PROBLEM REQUIREMENTS ->
Output each line exactly as it appears, skipping any embedded picture.
****************
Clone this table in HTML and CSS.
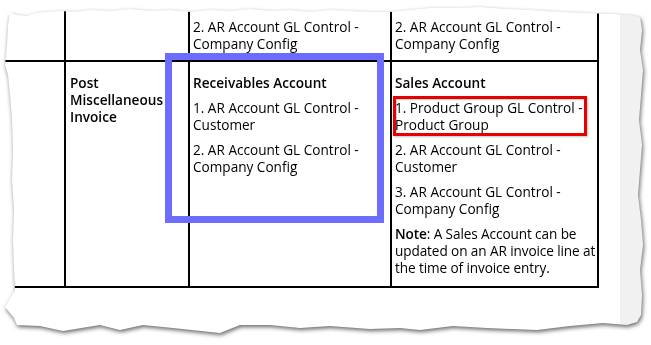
FILE: index.html
```html
<!DOCTYPE html>
<html lang="en">
<head>
<meta charset="utf-8">
<title>Posting rules</title>
<link rel="stylesheet" href="styles.css">
</head>
<body>
<div class="stage">
  <div class="sheet-shadow">
    <div class="sheet">
      <table class="grid">
        <colgroup>
          <col class="c1"><col class="c2"><col class="c3"><col class="c4">
        </colgroup>
        <tr class="row-top">
          <td></td>
          <td></td>
          <td><p>2. AR Account GL Control - Company Config</p></td>
          <td><p>2. AR Account GL Control - Company Config</p></td>
        </tr>
        <tr class="row-main">
          <td></td>
          <td class="name"><p class="strong">Post Miscellaneous Invoice</p></td>
          <td>
            <p class="strong">Receivables Account</p>
            <p>1. AR Account GL Control - Customer</p>
            <p>2. AR Account GL Control - Company Config</p>
          </td>
          <td>
            <p class="strong">Sales Account</p>
            <p>1. Product Group GL Control - Product Group</p>
            <p>2. AR Account GL Control - Customer</p>
            <p>3. AR Account GL Control - Company Config</p>
            <p class="note"><b>Note</b>: A Sales Account can be<br>updated on an AR invoice line at<br>the time of invoice entry.</p>
          </td>
        </tr>
      </table>
    </div>
  </div>
  <div class="mark mark-blue"></div>
  <div class="mark mark-red"></div>
</div>
</body>
</html>
```
FILE: styles.css
```css
html, body {
  margin: 0;
  padding: 0;
  background: #ffffff;
}

.stage {
  position: relative;
  width: 651px;
  height: 345px;
  overflow: hidden;
  background: #ffffff;
}

.sheet-shadow {
  width: 651px;
  height: 345px;
  filter: drop-shadow(1px 2px 2px rgba(0, 0, 0, 0.6));
}

.sheet {
  width: 651px;
  height: 345px;
  background: linear-gradient(to right, #ffffff 0, #ffffff 620px, #f1f1f1 620px, #f1f1f1 100%);
  clip-path: polygon(
    10px 13px, 18px 15px, 27px 16px, 36px 13px, 45px 12px, 60px 11px, 75px 12px, 90px 10px,
    110px 11px, 130px 9px, 150px 11px, 170px 10px, 190px 12px, 210px 10px, 230px 11px,
    250px 9px, 270px 11px, 290px 10px, 310px 12px, 330px 10px, 350px 11px, 370px 12px,
    390px 12px, 410px 10px, 430px 8px, 455px 8px, 480px 7px, 505px 9px, 530px 10px,
    560px 12px, 585px 13px, 610px 14px, 630px 15px, 640px 17px,
    642px 30px, 640px 50px, 643px 70px, 641px 95px, 639px 120px, 642px 145px, 640px 170px,
    638px 195px, 641px 220px, 643px 245px, 640px 270px, 642px 295px, 641px 315px, 637px 322px,
    627px 325px, 603px 323px, 570px 326px, 537px 330px, 487px 328px, 453px 326px,
    420px 330px, 400px 328px, 370px 329px, 330px 326px, 300px 328px, 270px 325px,
    240px 325px, 220px 333px, 173px 328px, 143px 325px, 120px 330px, 100px 325px,
    63px 331px, 40px 326px, 17px 325px,
    14px 318px, 5px 307px, 15px 290px, 14px 270px, 13px 240px, 14px 210px, 12px 180px,
    13px 150px, 12px 120px, 10px 95px, 8px 75px, 5px 65px, 7px 45px, 8px 25px
  );
}

.grid {
  table-layout: fixed;
  width: 599px;
  border-collapse: separate;
  border-spacing: 0;
  font-family: "Open Sans", "Noto Sans", sans-serif;
  font-size: 13.6px;
  line-height: 17px;
  color: #000000;
}

.c1 { width: 66px; }
.c2 { width: 124px; }
.c3 { width: 202px; }
.c4 { width: 207px; }

.grid td {
  border-right: 2px solid #000000;
  border-bottom: 2px solid #000000;
  padding: 12px 2px 10px 3px;
  vertical-align: top;
}

.grid td.name {
  padding-left: 4px;
}

.row-top td {
  height: 62px;
  box-sizing: border-box;
  padding-top: 0;
  padding-bottom: 8px;
  vertical-align: bottom;
}

.row-main td {
  height: 226px;
  box-sizing: border-box;
}

.grid p {
  margin: 0 0 8px 0;
}

.grid p:last-child {
  margin-bottom: 0;
}

.grid .note {
  white-space: nowrap;
  letter-spacing: -0.1px;
}

.strong,
.grid b {
  font-weight: 600;
}

.mark {
  position: absolute;
  box-sizing: border-box;
}

.mark-blue {
  left: 165px;
  top: 53px;
  width: 219px;
  height: 170px;
  border: 7px solid #6c6cff;
}

.mark-red {
  left: 393px;
  top: 96px;
  width: 194px;
  height: 40px;
  border: 3px solid #e60000;
  box-shadow: 1px 1px 2px rgba(0, 0, 0, 0.25), inset 1px 1px 1px rgba(0, 0, 0, 0.2);
}
```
****************
ANSWER TO THE TASK ->
Clone this table in HTML and CSS.
FILE: index.html
```html
<!DOCTYPE html>
<html lang="en">
<head>
<meta charset="utf-8">
<title>Posting rules</title>
<link rel="stylesheet" href="styles.css">
</head>
<body>
<div class="stage">
  <div class="sheet-shadow">
    <div class="sheet">
      <table class="grid">
        <colgroup>
          <col class="c1"><col class="c2"><col class="c3"><col class="c4">
        </colgroup>
        <tr class="row-top">
          <td></td>
          <td></td>
          <td><p>2. AR Account GL Control - Company Config</p></td>
          <td><p>2. AR Account GL Control - Company Config</p></td>
        </tr>
        <tr class="row-main">
          <td></td>
          <td class="name"><p class="strong">Post Miscellaneous Invoice</p></td>
          <td>
            <p class="strong">Receivables Account</p>
            <p>1. AR Account GL Control - Customer</p>
            <p>2. AR Account GL Control - Company Config</p>
          </td>
          <td>
            <p class="strong">Sales Account</p>
            <p>1. Product Group GL Control - Product Group</p>
            <p>2. AR Account GL Control - Customer</p>
            <p>3. AR Account GL Control - Company Config</p>
            <p class="note"><b>Note</b>: A Sales Account can be<br>updated on an AR invoice line at<br>the time of invoice entry.</p>
          </td>
        </tr>
      </table>
    </div>
  </div>
  <div class="mark mark-blue"></div>
  <div class="mark mark-red"></div>
</div>
</body>
</html>
```
FILE: styles.css
```css
html, body {
  margin: 0;
  padding: 0;
  background: #ffffff;
}

.stage {
  position: relative;
  width: 651px;
  height: 345px;
  overflow: hidden;
  background: #ffffff;
}

.sheet-shadow {
  width: 651px;
  height: 345px;
  filter: drop-shadow(1px 2px 2px rgba(0, 0, 0, 0.6));
}

.sheet {
  width: 651px;
  height: 345px;
  background: linear-gradient(to right, #ffffff 0, #ffffff 620px, #f1f1f1 620px, #f1f1f1 100%);
  clip-path: polygon(
    10px 13px, 18px 15px, 27px 16px, 36px 13px, 45px 12px, 60px 11px, 75px 12px, 90px 10px,
    110px 11px, 130px 9px, 150px 11px, 170px 10px, 190px 12px, 210px 10px, 230px 11px,
    250px 9px, 270px 11px, 290px 10px, 310px 12px, 330px 10px, 350px 11px, 370px 12px,
    390px 12px, 410px 10px, 430px 8px, 455px 8px, 480px 7px, 505px 9px, 530px 10px,
    560px 12px, 585px 13px, 610px 14px, 630px 15px, 640px 17px,
    642px 30px, 640px 50px, 643px 70px, 641px 95px, 639px 120px, 642px 145px, 640px 170px,
    638px 195px, 641px 220px, 643px 245px, 640px 270px, 642px 295px, 641px 315px, 637px 322px,
    627px 325px, 603px 323px, 570px 326px, 537px 330px, 487px 328px, 453px 326px,
    420px 330px, 400px 328px, 370px 329px, 330px 326px, 300px 328px, 270px 325px,
    240px 325px, 220px 333px, 173px 328px, 143px 325px, 120px 330px, 100px 325px,
    63px 331px, 40px 326px, 17px 325px,
    14px 318px, 5px 307px, 15px 290px, 14px 270px, 13px 240px, 14px 210px, 12px 180px,
    13px 150px, 12px 120px, 10px 95px, 8px 75px, 5px 65px, 7px 45px, 8px 25px
  );
}

.grid {
  table-layout: fixed;
  width: 599px;
  border-collapse: separate;
  border-spacing: 0;
  font-family: "Open Sans", "Noto Sans", sans-serif;
  font-size: 13.6px;
  line-height: 17px;
  color: #000000;
}

.c1 { width: 66px; }
.c2 { width: 124px; }
.c3 { width: 202px; }
.c4 { width: 207px; }

.grid td {
  border-right: 2px solid #000000;
  border-bottom: 2px solid #000000;
  padding: 12px 2px 10px 3px;
  vertical-align: top;
}

.grid td.name {
  padding-left: 4px;
}

.row-top td {
  height: 62px;
  box-sizing: border-box;
  padding-top: 0;
  padding-bottom: 8px;
  vertical-align: bottom;
}

.row-main td {
  height: 226px;
  box-sizing: border-box;
}

.grid p {
  margin: 0 0 8px 0;
}

.grid p:last-child {
  margin-bottom: 0;
}

.grid .note {
  white-space: nowrap;
  letter-spacing: -0.1px;
}

.strong,
.grid b {
  font-weight: 600;
}

.mark {
  position: absolute;
  box-sizing: border-box;
}

.mark-blue {
  left: 165px;
  top: 53px;
  width: 219px;
  height: 170px;
  border: 7px solid #6c6cff;
}

.mark-red {
  left: 393px;
  top: 96px;
  width: 194px;
  height: 40px;
  border: 3px solid #e60000;
  box-shadow: 1px 1px 2px rgba(0, 0, 0, 0.25), inset 1px 1px 1px rgba(0, 0, 0, 0.2);
}
```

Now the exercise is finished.